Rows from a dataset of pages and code
━━━━━━━━━━

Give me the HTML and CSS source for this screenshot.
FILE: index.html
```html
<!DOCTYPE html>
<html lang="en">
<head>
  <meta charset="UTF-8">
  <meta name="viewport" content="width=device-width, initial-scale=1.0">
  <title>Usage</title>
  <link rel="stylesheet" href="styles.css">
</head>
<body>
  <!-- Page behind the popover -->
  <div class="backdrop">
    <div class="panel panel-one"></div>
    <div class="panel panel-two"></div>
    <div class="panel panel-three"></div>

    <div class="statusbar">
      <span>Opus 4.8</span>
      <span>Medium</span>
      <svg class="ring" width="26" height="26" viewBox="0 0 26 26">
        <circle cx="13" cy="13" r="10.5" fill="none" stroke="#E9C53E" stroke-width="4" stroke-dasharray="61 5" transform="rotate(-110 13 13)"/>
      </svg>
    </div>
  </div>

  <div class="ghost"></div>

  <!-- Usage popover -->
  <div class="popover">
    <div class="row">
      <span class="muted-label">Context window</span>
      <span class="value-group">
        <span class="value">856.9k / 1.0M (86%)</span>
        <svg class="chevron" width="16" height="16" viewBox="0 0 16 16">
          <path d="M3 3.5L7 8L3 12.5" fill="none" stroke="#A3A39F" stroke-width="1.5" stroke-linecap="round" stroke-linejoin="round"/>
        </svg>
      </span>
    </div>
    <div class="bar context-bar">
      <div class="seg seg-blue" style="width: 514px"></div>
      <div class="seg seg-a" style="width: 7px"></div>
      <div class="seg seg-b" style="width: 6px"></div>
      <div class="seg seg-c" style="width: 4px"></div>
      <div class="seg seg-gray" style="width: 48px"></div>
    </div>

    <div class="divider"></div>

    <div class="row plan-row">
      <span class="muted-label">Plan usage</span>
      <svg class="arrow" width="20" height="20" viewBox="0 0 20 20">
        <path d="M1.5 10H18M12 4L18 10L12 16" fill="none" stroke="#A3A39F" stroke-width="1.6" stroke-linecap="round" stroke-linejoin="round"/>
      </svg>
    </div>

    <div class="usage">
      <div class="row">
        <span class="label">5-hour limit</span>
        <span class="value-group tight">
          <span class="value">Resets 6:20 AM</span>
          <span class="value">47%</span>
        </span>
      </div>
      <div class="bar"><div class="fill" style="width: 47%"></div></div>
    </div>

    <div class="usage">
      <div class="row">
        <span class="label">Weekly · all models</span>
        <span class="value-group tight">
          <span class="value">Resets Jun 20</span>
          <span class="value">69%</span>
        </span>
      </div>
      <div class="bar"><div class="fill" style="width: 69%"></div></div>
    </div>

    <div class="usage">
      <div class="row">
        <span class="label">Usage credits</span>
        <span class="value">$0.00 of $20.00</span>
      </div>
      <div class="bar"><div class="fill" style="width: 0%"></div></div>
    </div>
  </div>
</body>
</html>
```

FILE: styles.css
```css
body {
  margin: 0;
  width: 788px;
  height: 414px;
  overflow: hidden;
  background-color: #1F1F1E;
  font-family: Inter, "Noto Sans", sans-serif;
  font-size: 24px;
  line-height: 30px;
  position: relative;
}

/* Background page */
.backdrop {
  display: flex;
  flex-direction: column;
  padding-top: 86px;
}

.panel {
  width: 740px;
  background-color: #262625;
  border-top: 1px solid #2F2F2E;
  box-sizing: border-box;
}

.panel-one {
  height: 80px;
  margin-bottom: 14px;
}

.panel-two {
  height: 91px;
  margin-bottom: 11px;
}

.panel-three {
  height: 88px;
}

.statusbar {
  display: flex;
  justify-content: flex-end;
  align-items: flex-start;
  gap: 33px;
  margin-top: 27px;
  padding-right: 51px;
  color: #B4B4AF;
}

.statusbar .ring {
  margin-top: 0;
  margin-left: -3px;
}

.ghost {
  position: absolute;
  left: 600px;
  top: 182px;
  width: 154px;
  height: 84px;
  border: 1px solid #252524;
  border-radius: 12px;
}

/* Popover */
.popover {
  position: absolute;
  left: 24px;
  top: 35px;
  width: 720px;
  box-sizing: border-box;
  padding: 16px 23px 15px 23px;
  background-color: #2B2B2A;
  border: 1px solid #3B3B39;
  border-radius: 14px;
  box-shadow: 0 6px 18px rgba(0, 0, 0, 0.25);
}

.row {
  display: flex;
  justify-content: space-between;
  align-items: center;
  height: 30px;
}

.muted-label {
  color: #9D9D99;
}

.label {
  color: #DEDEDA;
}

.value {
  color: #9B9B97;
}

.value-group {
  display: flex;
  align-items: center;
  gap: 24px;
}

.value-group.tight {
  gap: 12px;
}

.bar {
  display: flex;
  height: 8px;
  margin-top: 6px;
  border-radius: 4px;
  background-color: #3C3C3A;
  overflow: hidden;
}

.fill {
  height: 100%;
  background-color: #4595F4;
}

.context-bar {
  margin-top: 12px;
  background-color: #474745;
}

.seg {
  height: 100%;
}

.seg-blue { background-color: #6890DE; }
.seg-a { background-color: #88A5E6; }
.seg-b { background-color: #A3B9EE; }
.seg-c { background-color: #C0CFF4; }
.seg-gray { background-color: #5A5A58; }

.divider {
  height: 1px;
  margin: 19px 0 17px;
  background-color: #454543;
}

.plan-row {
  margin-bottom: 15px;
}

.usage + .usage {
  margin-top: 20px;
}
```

━━━━━━━━━━

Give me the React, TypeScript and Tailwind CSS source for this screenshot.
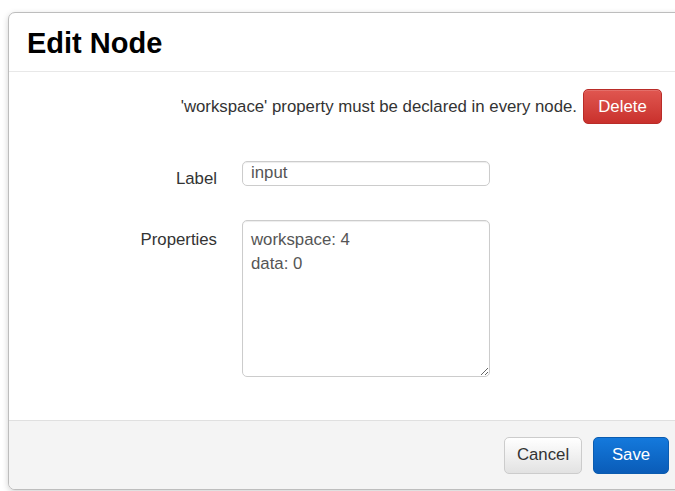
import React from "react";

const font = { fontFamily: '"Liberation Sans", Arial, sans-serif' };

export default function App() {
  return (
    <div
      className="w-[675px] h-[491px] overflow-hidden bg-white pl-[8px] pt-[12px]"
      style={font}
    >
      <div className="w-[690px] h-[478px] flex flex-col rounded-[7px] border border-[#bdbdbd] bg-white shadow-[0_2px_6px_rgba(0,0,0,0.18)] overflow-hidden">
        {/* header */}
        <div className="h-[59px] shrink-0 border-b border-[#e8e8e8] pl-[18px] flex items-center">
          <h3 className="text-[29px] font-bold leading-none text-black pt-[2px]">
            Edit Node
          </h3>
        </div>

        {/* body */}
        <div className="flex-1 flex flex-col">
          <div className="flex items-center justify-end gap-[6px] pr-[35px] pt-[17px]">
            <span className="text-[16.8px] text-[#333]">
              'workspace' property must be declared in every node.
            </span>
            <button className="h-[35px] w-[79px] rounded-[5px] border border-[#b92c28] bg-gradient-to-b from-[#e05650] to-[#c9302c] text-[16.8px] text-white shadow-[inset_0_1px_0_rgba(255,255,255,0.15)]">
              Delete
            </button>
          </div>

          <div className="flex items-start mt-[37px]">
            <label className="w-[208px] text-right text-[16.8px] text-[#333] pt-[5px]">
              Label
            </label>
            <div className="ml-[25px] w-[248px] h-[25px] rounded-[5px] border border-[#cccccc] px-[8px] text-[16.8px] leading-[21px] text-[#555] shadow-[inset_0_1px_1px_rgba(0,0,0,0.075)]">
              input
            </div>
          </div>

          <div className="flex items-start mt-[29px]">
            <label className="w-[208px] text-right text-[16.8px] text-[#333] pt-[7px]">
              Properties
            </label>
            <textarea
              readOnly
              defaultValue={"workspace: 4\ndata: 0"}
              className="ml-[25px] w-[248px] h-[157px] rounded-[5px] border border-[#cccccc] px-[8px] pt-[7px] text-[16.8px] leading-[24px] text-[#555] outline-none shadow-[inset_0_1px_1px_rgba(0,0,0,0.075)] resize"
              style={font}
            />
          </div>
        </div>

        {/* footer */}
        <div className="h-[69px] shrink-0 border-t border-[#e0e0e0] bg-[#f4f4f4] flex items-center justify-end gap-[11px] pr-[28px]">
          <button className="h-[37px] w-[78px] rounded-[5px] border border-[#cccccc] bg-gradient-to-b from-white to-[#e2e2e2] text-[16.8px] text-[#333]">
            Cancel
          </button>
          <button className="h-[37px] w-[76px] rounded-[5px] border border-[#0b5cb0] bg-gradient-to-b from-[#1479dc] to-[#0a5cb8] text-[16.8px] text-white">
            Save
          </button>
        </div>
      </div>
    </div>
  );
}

━━━━━━━━━━

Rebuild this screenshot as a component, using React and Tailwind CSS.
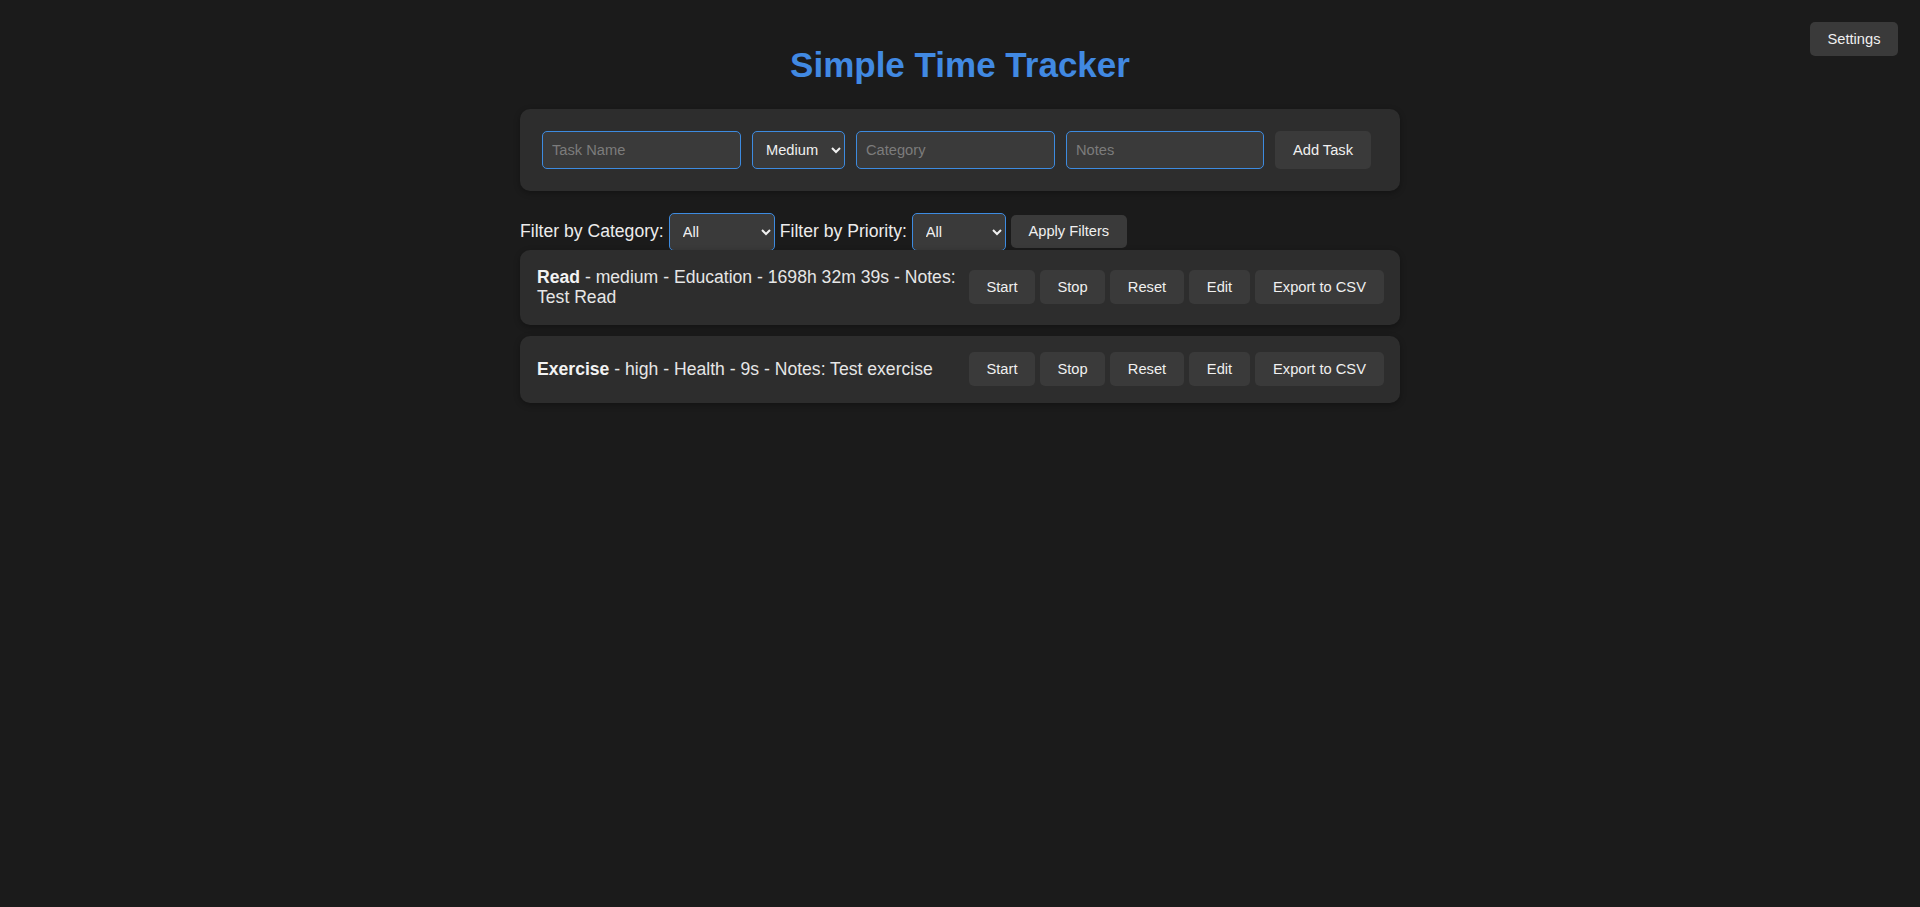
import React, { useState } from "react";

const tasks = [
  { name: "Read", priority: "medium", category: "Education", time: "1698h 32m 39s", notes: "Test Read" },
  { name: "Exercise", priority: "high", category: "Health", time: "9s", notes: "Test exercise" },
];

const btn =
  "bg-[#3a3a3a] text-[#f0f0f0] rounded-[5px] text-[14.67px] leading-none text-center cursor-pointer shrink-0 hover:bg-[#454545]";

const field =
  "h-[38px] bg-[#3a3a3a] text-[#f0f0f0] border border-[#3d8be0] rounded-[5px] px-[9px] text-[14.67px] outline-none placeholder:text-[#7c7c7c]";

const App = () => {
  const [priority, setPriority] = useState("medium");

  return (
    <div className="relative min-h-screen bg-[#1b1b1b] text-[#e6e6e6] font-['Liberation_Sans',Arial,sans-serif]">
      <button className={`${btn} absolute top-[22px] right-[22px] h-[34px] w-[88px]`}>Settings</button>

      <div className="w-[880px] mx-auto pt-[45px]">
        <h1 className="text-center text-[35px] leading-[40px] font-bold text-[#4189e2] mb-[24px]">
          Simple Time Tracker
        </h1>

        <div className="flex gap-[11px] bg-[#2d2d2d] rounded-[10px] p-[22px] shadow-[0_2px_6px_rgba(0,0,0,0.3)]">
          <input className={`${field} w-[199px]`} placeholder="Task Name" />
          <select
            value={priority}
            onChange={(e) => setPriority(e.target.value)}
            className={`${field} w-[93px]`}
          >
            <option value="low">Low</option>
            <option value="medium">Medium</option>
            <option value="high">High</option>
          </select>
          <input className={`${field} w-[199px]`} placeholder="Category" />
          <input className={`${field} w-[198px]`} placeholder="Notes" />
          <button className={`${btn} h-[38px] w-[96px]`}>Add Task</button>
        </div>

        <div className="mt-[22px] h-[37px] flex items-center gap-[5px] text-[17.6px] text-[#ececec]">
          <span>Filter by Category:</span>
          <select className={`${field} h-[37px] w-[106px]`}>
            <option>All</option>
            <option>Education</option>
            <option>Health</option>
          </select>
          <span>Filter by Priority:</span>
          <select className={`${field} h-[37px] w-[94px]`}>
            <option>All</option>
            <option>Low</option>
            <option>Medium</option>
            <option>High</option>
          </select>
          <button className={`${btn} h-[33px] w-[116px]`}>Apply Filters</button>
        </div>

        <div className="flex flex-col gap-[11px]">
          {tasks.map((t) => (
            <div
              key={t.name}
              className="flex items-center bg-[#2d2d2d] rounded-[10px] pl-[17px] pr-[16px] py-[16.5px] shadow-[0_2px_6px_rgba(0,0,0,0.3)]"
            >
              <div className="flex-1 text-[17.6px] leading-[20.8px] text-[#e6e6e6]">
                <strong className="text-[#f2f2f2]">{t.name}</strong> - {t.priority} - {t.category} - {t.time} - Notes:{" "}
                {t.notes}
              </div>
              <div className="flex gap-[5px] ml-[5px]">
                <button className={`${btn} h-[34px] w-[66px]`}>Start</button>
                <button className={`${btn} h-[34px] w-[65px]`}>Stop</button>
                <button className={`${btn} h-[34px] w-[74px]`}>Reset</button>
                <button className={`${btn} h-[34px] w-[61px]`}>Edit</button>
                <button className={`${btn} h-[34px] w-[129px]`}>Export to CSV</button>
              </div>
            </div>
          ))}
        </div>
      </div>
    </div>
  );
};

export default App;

━━━━━━━━━━

→ **WHAT NEEDS TO BE DONE**: Copy out all lines from the material above that contain the string "screenshot".

→ **WRITTEN REPLY**:
Give me the HTML and CSS source for this screenshot.
Give me the React, TypeScript and Tailwind CSS source for this screenshot.
Rebuild this screenshot as a component, using React and Tailwind CSS.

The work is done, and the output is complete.